Data lines:

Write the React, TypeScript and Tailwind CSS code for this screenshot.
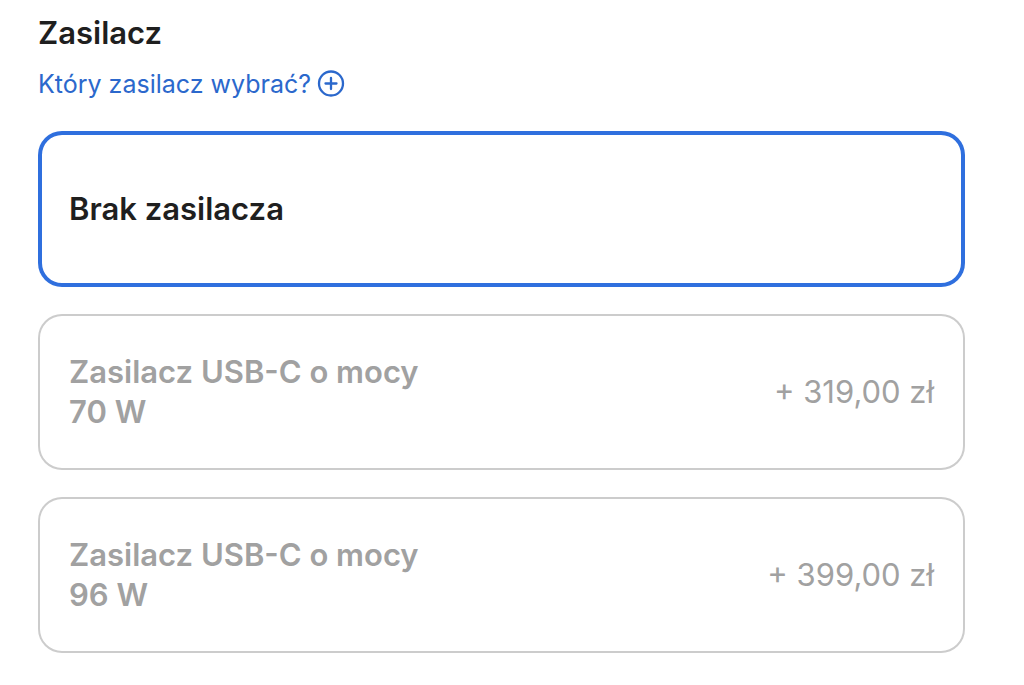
import React, { useState } from 'react';

interface AdapterOption {
  id: string;
  name: string;
  price?: string;
  disabled?: boolean;
}

const options: AdapterOption[] = [
  { id: 'none', name: 'Brak zasilacza' },
  { id: 'usb-c-70', name: 'Zasilacz USB-C o mocy 70\u00a0W', price: '+ 319,00 zł', disabled: true },
  { id: 'usb-c-96', name: 'Zasilacz USB-C o mocy 96\u00a0W', price: '+ 399,00 zł', disabled: true },
];

const PlusCircleIcon: React.FC = () => (
  <svg viewBox="0 0 28 28" className="w-7 h-7 shrink-0" fill="none" stroke="currentColor" strokeWidth="2.3" aria-hidden="true">
    <circle cx="14" cy="13.5" r="12" />
    <path d="M14 8v11M8.5 13.5h11" strokeLinecap="round" />
  </svg>
);

interface OptionCardProps {
  option: AdapterOption;
  checked: boolean;
  onSelect: (id: string) => void;
}

const OptionCard: React.FC<OptionCardProps> = ({ option, checked, onSelect }) => (
  <label
    htmlFor={option.id}
    className="relative flex items-center justify-between gap-8 min-h-[156px] px-[31px] rounded-3xl text-[31px] leading-10 text-[#1f1f1f] ring-2 ring-inset ring-[#cccccc] cursor-pointer has-checked:ring-4 has-checked:ring-[#2f6fde] has-disabled:text-[#a1a1a1] has-disabled:cursor-default"
  >
    <input
      type="radio"
      id={option.id}
      name="adapter"
      value={option.id}
      checked={checked}
      disabled={option.disabled}
      onChange={() => onSelect(option.id)}
      className="sr-only"
    />
    <span className="max-w-96 font-semibold">{option.name}</span>
    {option.price && <span className="shrink-0">{option.price}</span>}
  </label>
);

const App: React.FC = () => {
  const [selected, setSelected] = useState('none');

  return (
    <main className="min-h-screen bg-white pt-[13px] pb-7 pl-[38px] pr-[59px] font-[Inter,sans-serif]">
      <h2 id="adapter-heading" className="text-[31px] leading-10 font-semibold text-[#1f1f1f]">
        Zasilacz
      </h2>
      <a href="#adapter-help" className="mt-[11px] inline-flex items-center gap-1.5 text-[25px] leading-10 text-[#2b68cc]">
        Który zasilacz wybrać?
        <PlusCircleIcon />
      </a>
      <div role="radiogroup" aria-labelledby="adapter-heading" className="mt-[27px] flex flex-col gap-[27px]">
        {options.map((option) => (
          <OptionCard key={option.id} option={option} checked={selected === option.id} onSelect={setSelected} />
        ))}
      </div>
    </main>
  );
};

export default App;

Exercise instructions: Copy the data exactly. Any picture it contains is to be omitted.

Result for this task:
Write the React, TypeScript and Tailwind CSS code for this screenshot.
import React, { useState } from 'react';

interface AdapterOption {
  id: string;
  name: string;
  price?: string;
  disabled?: boolean;
}

const options: AdapterOption[] = [
  { id: 'none', name: 'Brak zasilacza' },
  { id: 'usb-c-70', name: 'Zasilacz USB-C o mocy 70\u00a0W', price: '+ 319,00 zł', disabled: true },
  { id: 'usb-c-96', name: 'Zasilacz USB-C o mocy 96\u00a0W', price: '+ 399,00 zł', disabled: true },
];

const PlusCircleIcon: React.FC = () => (
  <svg viewBox="0 0 28 28" className="w-7 h-7 shrink-0" fill="none" stroke="currentColor" strokeWidth="2.3" aria-hidden="true">
    <circle cx="14" cy="13.5" r="12" />
    <path d="M14 8v11M8.5 13.5h11" strokeLinecap="round" />
  </svg>
);

interface OptionCardProps {
  option: AdapterOption;
  checked: boolean;
  onSelect: (id: string) => void;
}

const OptionCard: React.FC<OptionCardProps> = ({ option, checked, onSelect }) => (
  <label
    htmlFor={option.id}
    className="relative flex items-center justify-between gap-8 min-h-[156px] px-[31px] rounded-3xl text-[31px] leading-10 text-[#1f1f1f] ring-2 ring-inset ring-[#cccccc] cursor-pointer has-checked:ring-4 has-checked:ring-[#2f6fde] has-disabled:text-[#a1a1a1] has-disabled:cursor-default"
  >
    <input
      type="radio"
      id={option.id}
      name="adapter"
      value={option.id}
      checked={checked}
      disabled={option.disabled}
      onChange={() => onSelect(option.id)}
      className="sr-only"
    />
    <span className="max-w-96 font-semibold">{option.name}</span>
    {option.price && <span className="shrink-0">{option.price}</span>}
  </label>
);

const App: React.FC = () => {
  const [selected, setSelected] = useState('none');

  return (
    <main className="min-h-screen bg-white pt-[13px] pb-7 pl-[38px] pr-[59px] font-[Inter,sans-serif]">
      <h2 id="adapter-heading" className="text-[31px] leading-10 font-semibold text-[#1f1f1f]">
        Zasilacz
      </h2>
      <a href="#adapter-help" className="mt-[11px] inline-flex items-center gap-1.5 text-[25px] leading-10 text-[#2b68cc]">
        Który zasilacz wybrać?
        <PlusCircleIcon />
      </a>
      <div role="radiogroup" aria-labelledby="adapter-heading" className="mt-[27px] flex flex-col gap-[27px]">
        {options.map((option) => (
          <OptionCard key={option.id} option={option} checked={selected === option.id} onSelect={setSelected} />
        ))}
      </div>
    </main>
  );
};

export default App;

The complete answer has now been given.